# Proof involving a cylinder rolling off of a larger cylinder

1. Dec 9, 2009

### Salterium

1. The problem:
A Uniform right-cylinder of radius a is balanced on top of a perfectly rough (so that only pure rotation occurs) fixed cylinder of radius b (b>a), the axes of the two cylinders being parallel. If the balance is slightly disturbed, show that the rolling cylinder leaves the fixed one when the line which connects the centers of both cylinders makes an angle of Arccos(4/7) with the vertical.

Relevant equations
I=1/2 ma^2

3. The attempt at a solution

I really have no idea how to start. I understand that the cylinder will leave the circle when the curvature of the circle changes faster than the cylinder falls, so I used x^2 + y^2 = b^2 => y=(b^2-x^2)^(1/2) => y'=-x/(b^2-x^2)^(1/2). Then I set out to find dy/dt and dx/dt because I know that dy/dx= (dy/dt)/(dx/dt).
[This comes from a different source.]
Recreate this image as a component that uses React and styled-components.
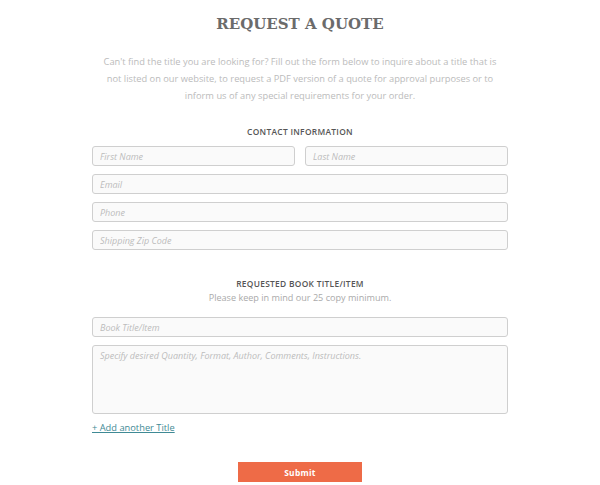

the force of gravity, mg is always downward, so all of the acceleration in the x direction comes from friction and the normal force, N. In the y direction, -ma= mg-N cos($$\theta$$) ($$\theta$$ the angle with the vertical) and in the x-direction, m d2x/dt2 = N Sin($$\theta$$).

This approach is not only wrong (notice the lack of consideration of a frictional force which is in both directions), but it is getting far too difficult in a hurry. I have absolutely no clue how else you could even begin to solve it. Mechanics is NOT my subject...

2. Dec 9, 2009

### AEM

Did you happen to solve the "When does a block sliding down a frictionless sphere leave the sphere" problem in Physics 101 (or whatever they called it in your school)? The block leaves the sphere when the normal force between the block and sphere goes to zero. That occurs when the 'centrifugal force'

$$F = m \frac{v^2}{r}$$

is equal and opposite to the component of the gravitational force normal to the surface of the sphere.

I think that the same criterion operates here and will allow you to solve the problem. The problem is phrased in such a way that you only need to consider a rolling cylinder and as a result you don't need to worry about the frictional force.

3. Dec 9, 2009

### Salterium

Thank you so much for that hint, it was exactly what I needed to get on track. In order to stay on the circular path, some force has to pull the cylinder towards the center of the big cylinder with force mv^2/r, so the only force that can do that here is gravity (so friction isn't really involved). So I set the force of gravity in the radial direction equal to the centripetal force, used conservation of energy to get rid of v, and solved for theta. Perfect. Thanks again, this one was giving me trouble.

4. Dec 9, 2009

### AEM

You're welcome. I'm happy to have helped.